Sur Dubuffet et Michaux, voir aussi lots 142, 145 et 147 (éditions de Michaux avec envoi à Dubuffet ou lettres de Dubuffet).

Sandrine Thiry, "Michaux et Dubuffet : rencontre de deux hommes du commun", in Henri Michaux, corps et savoir, sous la dir. de Pierre Grouix et Jean-Michel Maulpoix, ENS, 1987, p. 297-324, résumé de l'article, en ligne : https://books.openedition.org/enseditions/21075?lang=fr

Deux hommes du commun. Michaux et Dubuffet se rencontrent à la fin de l'année 1944, après que Dubuffet ait sollicité Marie-Louise Michaux, qui tenait la galerie André, rue des Saint-Pères, pour y exposer ses lithographies. Immédiatement séduit par les peintures de Dubuffet, Michaux écrit à Paulhan : "Vu exposition Dubuffet. Plein de qualités de peintre ce Dubuffet. J'ai été conquis. Depuis, je me reprends... un peu" (Pléiade, I, p. CXXIV). Ils furent très proches dans les années d'après-guerre et en 1947, Dubuffet note, à propos d'un déjeuner avec Michaux et Bertelé : "Michaux a été épatant ; il s'amusait à haricoter Léautaud ; il haricotait épatement, il avait toujours le dernier mot, il était extrêmement drôle, il était en très bonne forme et bonne humeur". En octobre 1947, lors d'une exposition à la galerie Drouin sont montrés 7 des 9 portraits que le peintre réalisa de son ami "et de monsieur Plume". Le mois suivant a lieu la création du Foyer de l'Art Brut : si ce n'est qu'un peu plus tard que Michaux manifestera son intérêt pour l'entreprise, le poète ne pouvait être que très proche de cet univers, ainsi que le note R. Bellour et Y. Tran : son intérêt pour "les enfants, les fous, les primitifs...", l'influence de Paul Klee, et sa proximité avec Dubuffet à cette époque. En 1949, Dubuffet publie un croquis-portrait de Michaux titré : "Henri Michaux garçon triste (et génial) à tête de poussin écrit, dessine et chante des rêves". En 1952, Michaux et Dubuffet participent à une exposition collective au studio Paul Facchetti, avec Ossorio, Appel et Pollock.
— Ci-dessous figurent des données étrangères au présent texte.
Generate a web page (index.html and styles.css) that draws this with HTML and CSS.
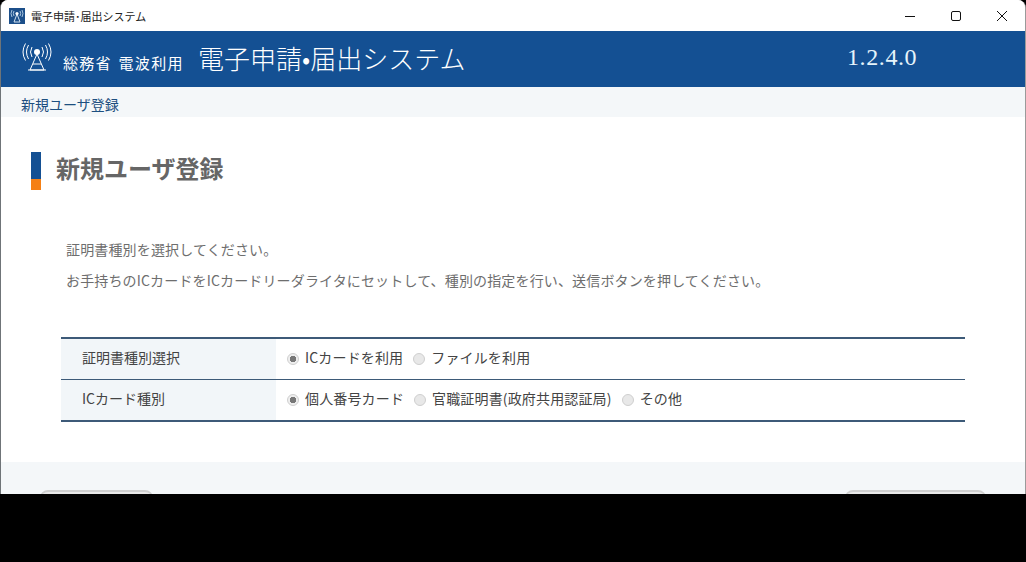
FILE: index.html
```html
<!DOCTYPE html>
<html lang="ja">
<head>
  <meta charset="UTF-8" />
  <title>電子申請・届出システム</title>
  <link rel="stylesheet" href="styles.css">
</head>
<body>
  <div class="window">
    <div class="titlebar">
      <svg class="app-icon" viewBox="0 0 16 16">
        <rect width="16" height="16" fill="#1c4f8a"/>
        <path d="M8 6 L5 14 H11 Z" fill="none" stroke="#cfe0ee" stroke-width="1"/>
        <circle cx="8" cy="5.5" r="1.6" fill="#fff"/>
        <path d="M5 3 Q3.6 5.5 5 8 M11 3 Q12.4 5.5 11 8 M3 2 Q1 5.5 3 9 M13 2 Q15 5.5 13 9" fill="none" stroke="#a9c6e0" stroke-width="1"/>
      </svg>
      <span class="app-name">電子申請･届出システム</span>
      <div class="win-controls">
        <svg class="win-btn" viewBox="0 0 46 30"><path d="M18 15.5 H28" stroke="#111" fill="none"/></svg>
        <svg class="win-btn" viewBox="0 0 46 30"><rect x="18.5" y="10.5" width="9" height="9" rx="1.5" stroke="#111" fill="none"/></svg>
        <svg class="win-btn" viewBox="0 0 46 30"><path d="M18 10 L28 20 M28 10 L18 20" stroke="#111" fill="none"/></svg>
      </div>
    </div>

    <header class="app-header">
      <div class="brand">
        <svg class="brand-icon" viewBox="0 0 30 32">
          <circle cx="15" cy="10" r="3" fill="#fff"/>
          <path d="M15 12 L8 28 H22 Z M11 22 H19 M6 28 H24" fill="none" stroke="#fff" stroke-width="1"/>
          <path d="M10 5 Q7 10 10 15 M20 5 Q23 10 20 15 M6.5 3 Q2.5 10 6.5 17 M23.5 3 Q27.5 10 23.5 17 M3.5 1.5 Q-1.5 10 3.5 18.5 M26.5 1.5 Q31.5 10 26.5 18.5" fill="none" stroke="#fff" stroke-width="1"/>
        </svg>
        <span class="brand-sub">総務省 電波利用</span>
        <span class="brand-title">電子申請•届出システム</span>
      </div>
      <span class="version">1.2.4.0</span>
    </header>

    <nav class="breadcrumb">新規ユーザ登録</nav>

    <main class="content">
      <h1 class="page-title">新規ユーザ登録</h1>
      <div class="lead">
        <p>証明書種別を選択してください。</p>
        <p>お手持ちのICカードをICカードリーダライタにセットして、種別の指定を行い、送信ボタンを押してください。</p>
      </div>
      <div class="form-table">
        <div class="form-row">
          <div class="form-label">証明書種別選択</div>
          <div class="form-value">
            <span class="radio checked"></span><span class="option">ICカードを利用</span>
            <span class="radio"></span><span class="option">ファイルを利用</span>
          </div>
        </div>
        <div class="form-row">
          <div class="form-label">ICカード種別</div>
          <div class="form-value">
            <span class="radio checked"></span><span class="option">個人番号カード</span>
            <span class="radio"></span><span class="option">官職証明書(政府共用認証局)</span>
            <span class="radio"></span><span class="option">その他</span>
          </div>
        </div>
      </div>
    </main>

    <footer class="actions">
      <button class="btn btn-left"></button>
      <button class="btn btn-right"></button>
    </footer>
  </div>
</body>
</html>
```

FILE: styles.css
```css
html, body {
  margin: 0;
  padding: 0;
  height: 562px;
  overflow: hidden;
  background: #000;
  font-family: "Noto Sans CJK JP", "Noto Sans", sans-serif;
}

.window {
  width: 1026px;
  height: 494px;
  box-sizing: border-box;
  border-left: 1px solid #6f7478;
  border-right: 1px solid #9a9a9a;
  border-radius: 8px 8px 0 0;
  background: #fff;
  overflow: hidden;
  display: flex;
  flex-direction: column;
}

.titlebar {
  height: 31px;
  flex: none;
  display: flex;
  align-items: center;
  padding-left: 8px;
  background: #fff;
}

.app-icon {
  width: 16px;
  height: 16px;
}

.app-name {
  margin-left: 6px;
  font-size: 11px;
  color: #222;
}

.win-controls {
  margin-left: auto;
  display: flex;
}

.win-btn {
  width: 46px;
  height: 30px;
}

.app-header {
  height: 56px;
  flex: none;
  background: #145093;
  color: #fff;
  display: flex;
  align-items: center;
  padding-left: 21px;
}

.brand {
  display: flex;
  align-items: center;
  width: 825px;
}

.brand-icon {
  width: 30px;
  height: 32px;
  margin-top: -2px;
}

.brand-sub {
  margin-left: 11px;
  margin-top: 6px;
  font-size: 15px;
  letter-spacing: 1.3px;
  word-spacing: 2px;
  width: 135px;
  white-space: nowrap;
}

.brand-title {
  font-size: 26px;
  font-weight: 300;
  white-space: nowrap;
  margin-top: -3px;
}

.version {
  font-family: "Liberation Serif", serif;
  font-size: 24px;
  color: #e6f4fb;
  letter-spacing: 0.6px;
  margin-top: -3px;
}

.breadcrumb {
  height: 30px;
  flex: none;
  box-sizing: border-box;
  padding: 7px 0 0 20px;
  background: #f4f7f9;
  font-size: 14px;
  line-height: 20px;
  color: #1d4f80;
}

.content {
  flex: 1;
  padding: 35px 60px 0 30px;
}

.page-title {
  margin: 0;
  height: 38px;
  box-sizing: border-box;
  padding-left: 25px;
  font-size: 24px;
  line-height: 31px;
  font-weight: 700;
  color: #666;
  background: linear-gradient(#145093 0, #145093 27px, #f58015 27px, #f58015 38px) no-repeat left top / 10px 38px;
}

.lead {
  margin: 50px 0 0 35px;
  font-size: 14px;
  letter-spacing: 0.15px;
  color: #6e6e6e;
}

.lead p {
  margin: 0 0 12px;
  line-height: 19px;
}

.form-table {
  margin: 47px 0 0 30px;
  width: 904px;
  border-top: 2px solid #3d5a78;
  border-bottom: 2px solid #3d5a78;
}

.form-row {
  display: flex;
  height: 40px;
}

.form-row + .form-row {
  border-top: 1px solid #3d5a78;
}

.form-label {
  width: 215px;
  box-sizing: border-box;
  padding-left: 21px;
  background: #f2f6f9;
  font-size: 14px;
  line-height: 36px;
  color: #444;
}

.form-value {
  flex: 1;
  display: flex;
  align-items: center;
  padding-left: 11px;
  font-size: 14px;
  letter-spacing: 0.15px;
  color: #444;
}

.form-value .option {
  margin-top: -4px;
}

.radio {
  width: 12px;
  height: 12px;
  box-sizing: border-box;
  border: 1px solid #cfcfcf;
  border-radius: 50%;
  background: #e8e8e8;
  margin-right: 6px;
}

.radio.checked {
  background: radial-gradient(circle, #777 0, #777 3px, #eee 3.5px);
}

.option {
  margin-right: 10px;
  white-space: nowrap;
}

.actions {
  height: 32px;
  flex: none;
  background: #f4f7f9;
  display: flex;
  justify-content: space-between;
  padding: 28px 39px 0 39px;
  box-sizing: border-box;
}

.btn {
  height: 20px;
  padding: 0;
  border: 1px solid #c8c8c8;
  border-top: 2px solid #cfcfcf;
  border-radius: 8px;
  background: #e9e9e9;
}

.btn-left {
  width: 113px;
}

.btn-right {
  width: 141px;
}
```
La folie, au centre du concept d'Art Brut, inspire à Michaux, après sa lecture de Connaissance par les gouffres en 1961, ces mots : "Il est traité de folie magistralement, vous la donnez à vivre. Elle est bien tentante. Il en est d'elle comme toute chose, elle donne à perdre par un bout, mais à gagner par un autre. Elle n'est pas comme on le croit une valeur négative. Il n'y a pas de valeurs négatives. Je m'émerveille du courage de vos expériences, et de leur cours opiniâtre." (III, p. XV). En juin 1965, Michaux devient membre officiel de la Compagnie de l'Art Brut et Dubuffet lui écrit : "Il faut que vous aimiez bien l'Art brut, mon cher Michaux, pour consentir si gentiment à cette position de sociétaire, et je saisis pleinement le prix de cette décision" (III, p. XXVII).


"En effet une véritable communauté d’esprit se dessine dans ce simple geste de 'graver', tant au niveau de la peinture qu’au niveau de la littérature. Ce qui unit les deux créateurs avant tout, c’est sans doute la conviction que l’art (pictural, poétique) ne donne pas à l’homme toute sa place, qu’au contraire il fige ce dernier dans un carcan aliénant qui ne rend compte en aucune façon de sa complexité. Des 'positions anti-culturelles' vont alors les amener, chacun à sa façon, à proposer une représentation nouvelle d’un homme qu’ils annoncent tous deux 'faible', 'inadapté' mais pourtant merveilleusement multiple, changeant, riche de ressources. L’intérêt majeur de cette nouvelle représentation est de préférer à un espace vertical – celui du mot d’ordre et de la métaphore aussi un espace horizontal – métonymique. Que ce soit de la (dé) composition de portraits par contiguïté chez Dubuffet ou par l’épanchement du pigment réaliste dans l’eau songeuse chez Michaux, c’est à un véritable éloge de l’individu 'du commun' rendu à sa présence réelle – au milieu des fourmis et des 'antennes vibrantes' – qu’aboutissent nos deux peintres et / ou écrivains." (Sandrine Thiry).